### MATERIAL
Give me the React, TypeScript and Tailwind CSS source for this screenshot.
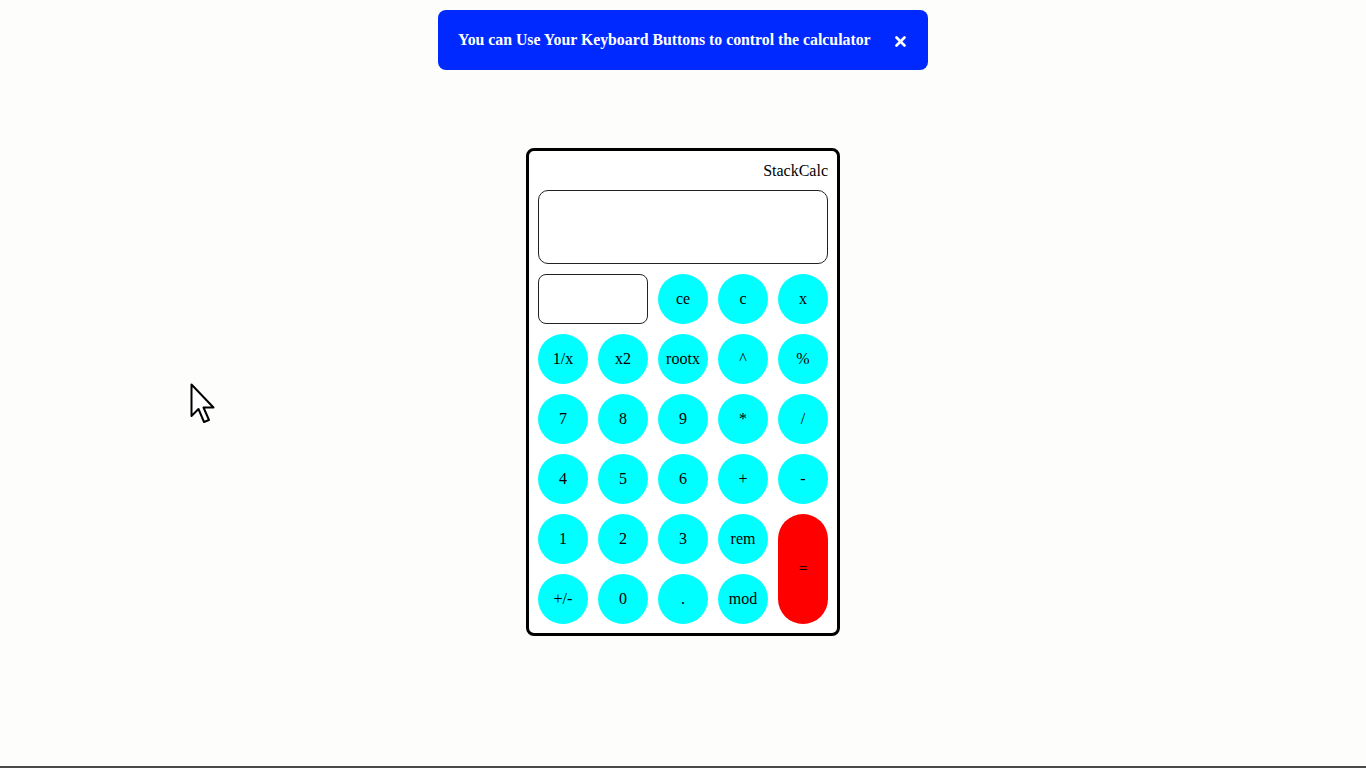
import React from "react";

const keys: { label: string; red?: boolean }[] = [
  { label: "1/x" }, { label: "x2" }, { label: "rootx" }, { label: "^" }, { label: "%" },
  { label: "7" }, { label: "8" }, { label: "9" }, { label: "*" }, { label: "/" },
  { label: "4" }, { label: "5" }, { label: "6" }, { label: "+" }, { label: "-" },
];

function Btn({ label }: { label: string }) {
  return (
    <button className="w-[50px] h-[50px] rounded-full bg-[#00ffff] text-black text-[16px] flex items-center justify-center">
      {label}
    </button>
  );
}

export default function App() {
  return (
    <div
      className="relative w-[1366px] h-[768px] bg-[#fdfdfb] overflow-hidden flex flex-col items-center"
      style={{ fontFamily: '"Liberation Serif", "DejaVu Serif", serif' }}
    >
      <div className="mt-[10px] w-[490px] h-[60px] rounded-[8px] bg-[#0029ff] flex items-center pl-[20px] pr-[22px] text-white">
        <span className="text-[15.8px] font-semibold">You can Use Your Keyboard Buttons to control the calculator</span>
        <svg className="ml-auto mt-[2px]" width="11" height="11" viewBox="0 0 11 11">
          <path d="M1.5 1.5 L9.5 9.5 M9.5 1.5 L1.5 9.5" stroke="white" strokeWidth="2.6" strokeLinecap="round" />
        </svg>
      </div>

      <div className="mt-[78px] w-[314px] border-[3px] border-black rounded-[8px] bg-white px-[9px] pt-[9px] pb-[9px]">
        <div className="text-right text-[16px] leading-[22px] h-[22px] mb-[8px]">StackCalc</div>
        <div className="h-[74px] border border-[#222] rounded-[10px]"></div>
        <div className="mt-[10px] grid grid-cols-[repeat(5,50px)] gap-[10px]">
          <div className="col-span-2 h-[50px] border border-[#222] rounded-[8px]"></div>
          <Btn label="ce" />
          <Btn label="c" />
          <Btn label="x" />
          {keys.map((k) => (
            <Btn key={k.label} label={k.label} />
          ))}
          <Btn label="1" />
          <Btn label="2" />
          <Btn label="3" />
          <Btn label="rem" />
          <button className="row-span-2 w-[50px] h-[110px] rounded-full bg-[#ff0000] text-black text-[16px] flex items-center justify-center">
            =
          </button>
          <Btn label="+/-" />
          <Btn label="0" />
          <Btn label="." />
          <Btn label="mod" />
        </div>
      </div>

      <svg className="absolute left-[190px] top-[383px]" width="28" height="42" viewBox="0 0 28 42">
        <path d="M1.5 1.5 L1.5 33 L8.5 26 L14 39 L19 37 L13.5 24.5 L23.5 24.5 Z" fill="white" stroke="black" strokeWidth="2" strokeLinejoin="round" />
      </svg>

      <div className="absolute bottom-0 left-0 w-full h-[2px] bg-[#4a4a4a]"></div>
    </div>
  );
}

### TASK PROMPT
Omitting all pictures, restate exactly the lines of the material from its start through the line that contains "import React from".

### FINAL ANSWER
Give me the React, TypeScript and Tailwind CSS source for this screenshot.
import React from "react";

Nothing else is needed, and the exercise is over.